Chapter 6. Validate Your Idea Using 90-Day Cycles
While deconstructing your idea into a business model helps lay a solid foundation for it, it’s important to recognize that no matter how compelling your business model story pitch is, it’s still built on a set of untested assumptions.
The way you turn your designed business model (Plan A) into a working business model is through business model validation.
It can be tempting to take a divide-and-conquer approach to business model validation, where you split your team’s focus based on individual team members’ strengths. But as the example given in Part II shows, focusing on many different priorities spreads your resources too thin and thus is suboptimal.
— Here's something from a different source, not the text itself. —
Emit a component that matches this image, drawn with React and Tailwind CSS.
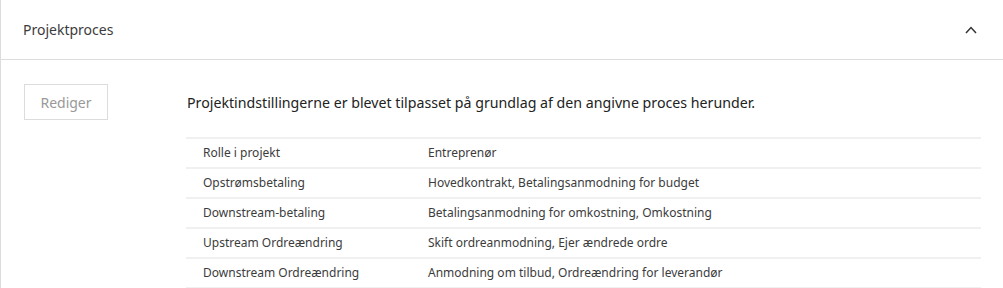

The best way to harness your team’s full potential is by getting them to collectively focus on what’s riskiest at any given point in time in your business model (i.e., your limiting constraint or weakest link).
How do you correctly identify what’s riskiest? Too many entrepreneurs simply guess at their constraints by making a list of their riskiest assumptions and using their intuition, or seeking the advice of other “experts”—but such an approach is highly subjective, and prone to biases (your own and those of your team and advisors).
Incorrect prioritization of risk is one of the top contributors to waste.
So, is there a better way? The answer is yes. It requires using a systems-based approach—specifically, applying the Theory of Constraints (TOC). TOC is a constraints-driven ...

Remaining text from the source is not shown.